--- WHAT YOU ARE ASKED TO DO ---
Copy everything in the listing below word for word, apart from any images.
====== DATA PROVIDED
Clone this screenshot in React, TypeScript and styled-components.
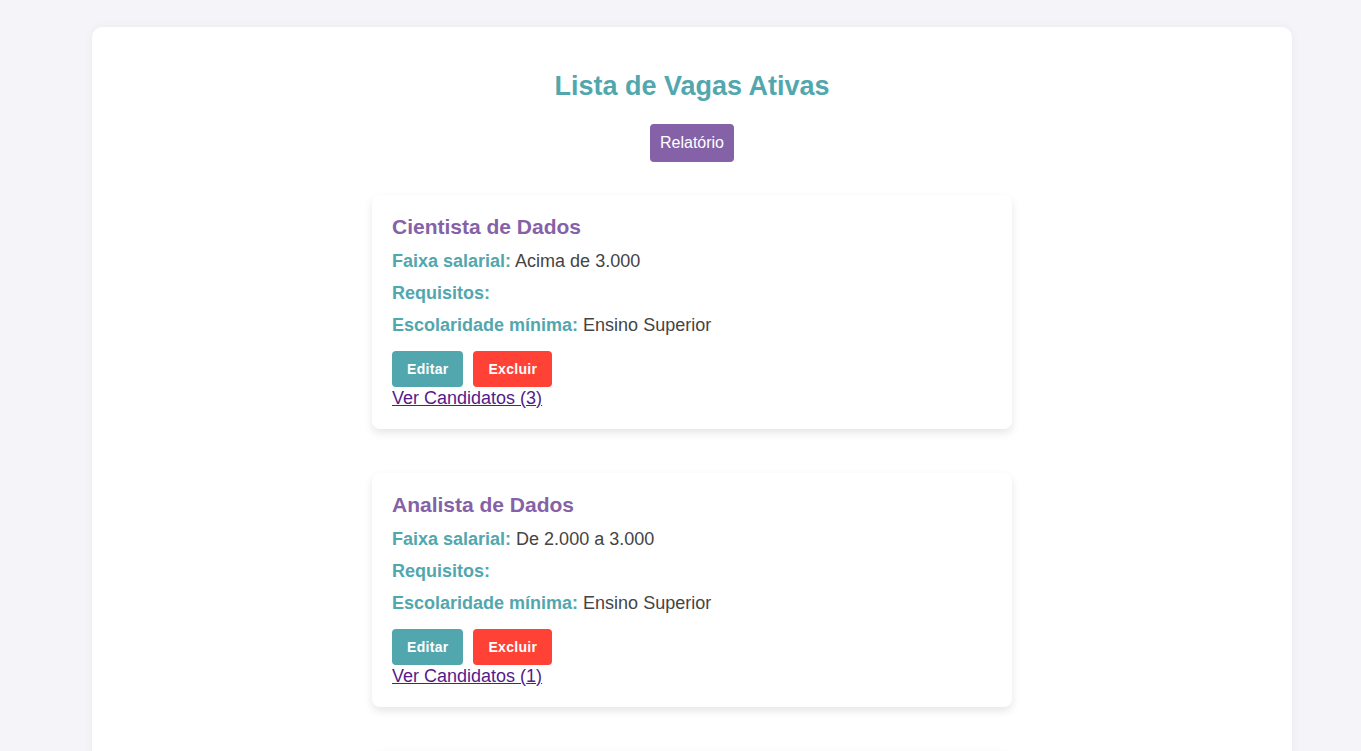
import React from "react";
import styled, { createGlobalStyle } from "styled-components";

const Global = createGlobalStyle`
  html, body { margin: 0; padding: 0; }
  body {
    background: #f4f4f9;
    font-family: "Liberation Sans", Arial, sans-serif;
  }
`;

const Page = styled.div`
  padding: 27px 69px 0 92px;
`;

const Container = styled.main`
  width: 1200px;
  background: #ffffff;
  border-radius: 10px;
  box-shadow: 0 0 10px rgba(0, 0, 0, 0.05);
  padding: 43px 0 40px;
  display: flex;
  flex-direction: column;
  align-items: center;
  box-sizing: border-box;
`;

const Title = styled.h1`
  margin: 0;
  font-size: 27px;
  line-height: 32px;
  font-weight: 700;
  color: #52a7ae;
`;

const ReportButton = styled.button`
  margin-top: 22px;
  height: 38px;
  padding: 0 10px;
  background: #8562a7;
  color: #ffffff;
  border: none;
  border-radius: 4px;
  font-family: "Liberation Sans", Arial, sans-serif;
  font-size: 16px;
  cursor: pointer;
`;

const List = styled.div`
  margin-top: 33px;
  display: flex;
  flex-direction: column;
  gap: 44px;
`;

const Card = styled.section`
  width: 640px;
  box-sizing: border-box;
  padding: 20px 20px 22px;
  background: #ffffff;
  border-radius: 8px;
  box-shadow: 0 4px 8px rgba(0, 0, 0, 0.1);
  display: flex;
  flex-direction: column;
  align-items: flex-start;
`;

const CardTitle = styled.h3`
  margin: 0 0 10px;
  font-size: 21px;
  line-height: 24px;
  font-weight: 700;
  color: #8562a7;
`;

const Field = styled.p`
  margin: 0 0 8px;
  font-size: 18px;
  line-height: 24px;
  color: #444444;
`;

const Label = styled.strong`
  color: #52a7ae;
  font-weight: 700;
`;

const Actions = styled.div`
  margin-top: 6px;
  display: flex;
  gap: 10px;
`;

const ActionButton = styled.button<{ $variant: "edit" | "delete" }>`
  height: 36px;
  padding: 0 15px;
  border: none;
  border-radius: 4px;
  background: ${(p) => (p.$variant === "edit" ? "#52a7ae" : "#ff4136")};
  color: #ffffff;
  font-family: "Liberation Sans", Arial, sans-serif;
  font-size: 14px;
  font-weight: 700;
  letter-spacing: 0.3px;
  cursor: pointer;
`;

const CandidatesLink = styled.a`
  margin-top: 2px;
  font-size: 18px;
  line-height: 18px;
  color: #551a8b;
  text-decoration: underline;
`;

const vagas = [
  {
    titulo: "Cientista de Dados",
    faixa: "Acima de 3.000",
    escolaridade: "Ensino Superior",
    candidatos: 3,
  },
  {
    titulo: "Analista de Dados",
    faixa: "De 2.000 a 3.000",
    escolaridade: "Ensino Superior",
    candidatos: 1,
  },
  {
    titulo: "Engenheiro de Dados",
    faixa: "Acima de 3.000",
    escolaridade: "Ensino Superior",
    candidatos: 2,
  },
];

export default function App() {
  return (
    <>
      <Global />
      <Page>
        <Container>
          <Title>Lista de Vagas Ativas</Title>
          <ReportButton>Relatório</ReportButton>
          <List>
            {vagas.map((v) => (
              <Card key={v.titulo}>
                <CardTitle>{v.titulo}</CardTitle>
                <Field>
                  <Label>Faixa salarial:</Label> {v.faixa}
                </Field>
                <Field>
                  <Label>Requisitos:</Label>
                </Field>
                <Field>
                  <Label>Escolaridade mínima:</Label> {v.escolaridade}
                </Field>
                <Actions>
                  <ActionButton $variant="edit">Editar</ActionButton>
                  <ActionButton $variant="delete">Excluir</ActionButton>
                </Actions>
                <CandidatesLink href="#">
                  Ver Candidatos ({v.candidatos})
                </CandidatesLink>
              </Card>
            ))}
          </List>
        </Container>
      </Page>
    </>
  );
}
============
--- TASK OUTPUT ---
Clone this screenshot in React, TypeScript and styled-components.
import React from "react";
import styled, { createGlobalStyle } from "styled-components";

const Global = createGlobalStyle`
  html, body { margin: 0; padding: 0; }
  body {
    background: #f4f4f9;
    font-family: "Liberation Sans", Arial, sans-serif;
  }
`;

const Page = styled.div`
  padding: 27px 69px 0 92px;
`;

const Container = styled.main`
  width: 1200px;
  background: #ffffff;
  border-radius: 10px;
  box-shadow: 0 0 10px rgba(0, 0, 0, 0.05);
  padding: 43px 0 40px;
  display: flex;
  flex-direction: column;
  align-items: center;
  box-sizing: border-box;
`;

const Title = styled.h1`
  margin: 0;
  font-size: 27px;
  line-height: 32px;
  font-weight: 700;
  color: #52a7ae;
`;

const ReportButton = styled.button`
  margin-top: 22px;
  height: 38px;
  padding: 0 10px;
  background: #8562a7;
  color: #ffffff;
  border: none;
  border-radius: 4px;
  font-family: "Liberation Sans", Arial, sans-serif;
  font-size: 16px;
  cursor: pointer;
`;

const List = styled.div`
  margin-top: 33px;
  display: flex;
  flex-direction: column;
  gap: 44px;
`;

const Card = styled.section`
  width: 640px;
  box-sizing: border-box;
  padding: 20px 20px 22px;
  background: #ffffff;
  border-radius: 8px;
  box-shadow: 0 4px 8px rgba(0, 0, 0, 0.1);
  display: flex;
  flex-direction: column;
  align-items: flex-start;
`;

const CardTitle = styled.h3`
  margin: 0 0 10px;
  font-size: 21px;
  line-height: 24px;
  font-weight: 700;
  color: #8562a7;
`;

const Field = styled.p`
  margin: 0 0 8px;
  font-size: 18px;
  line-height: 24px;
  color: #444444;
`;

const Label = styled.strong`
  color: #52a7ae;
  font-weight: 700;
`;

const Actions = styled.div`
  margin-top: 6px;
  display: flex;
  gap: 10px;
`;

const ActionButton = styled.button<{ $variant: "edit" | "delete" }>`
  height: 36px;
  padding: 0 15px;
  border: none;
  border-radius: 4px;
  background: ${(p) => (p.$variant === "edit" ? "#52a7ae" : "#ff4136")};
  color: #ffffff;
  font-family: "Liberation Sans", Arial, sans-serif;
  font-size: 14px;
  font-weight: 700;
  letter-spacing: 0.3px;
  cursor: pointer;
`;

const CandidatesLink = styled.a`
  margin-top: 2px;
  font-size: 18px;
  line-height: 18px;
  color: #551a8b;
  text-decoration: underline;
`;

const vagas = [
  {
    titulo: "Cientista de Dados",
    faixa: "Acima de 3.000",
    escolaridade: "Ensino Superior",
    candidatos: 3,
  },
  {
    titulo: "Analista de Dados",
    faixa: "De 2.000 a 3.000",
    escolaridade: "Ensino Superior",
    candidatos: 1,
  },
  {
    titulo: "Engenheiro de Dados",
    faixa: "Acima de 3.000",
    escolaridade: "Ensino Superior",
    candidatos: 2,
  },
];

export default function App() {
  return (
    <>
      <Global />
      <Page>
        <Container>
          <Title>Lista de Vagas Ativas</Title>
          <ReportButton>Relatório</ReportButton>
          <List>
            {vagas.map((v) => (
              <Card key={v.titulo}>
                <CardTitle>{v.titulo}</CardTitle>
                <Field>
                  <Label>Faixa salarial:</Label> {v.faixa}
                </Field>
                <Field>
                  <Label>Requisitos:</Label>
                </Field>
                <Field>
                  <Label>Escolaridade mínima:</Label> {v.escolaridade}
                </Field>
                <Actions>
                  <ActionButton $variant="edit">Editar</ActionButton>
                  <ActionButton $variant="delete">Excluir</ActionButton>
                </Actions>
                <CandidatesLink href="#">
                  Ver Candidatos ({v.candidatos})
                </CandidatesLink>
              </Card>
            ))}
          </List>
        </Container>
      </Page>
    </>
  );
}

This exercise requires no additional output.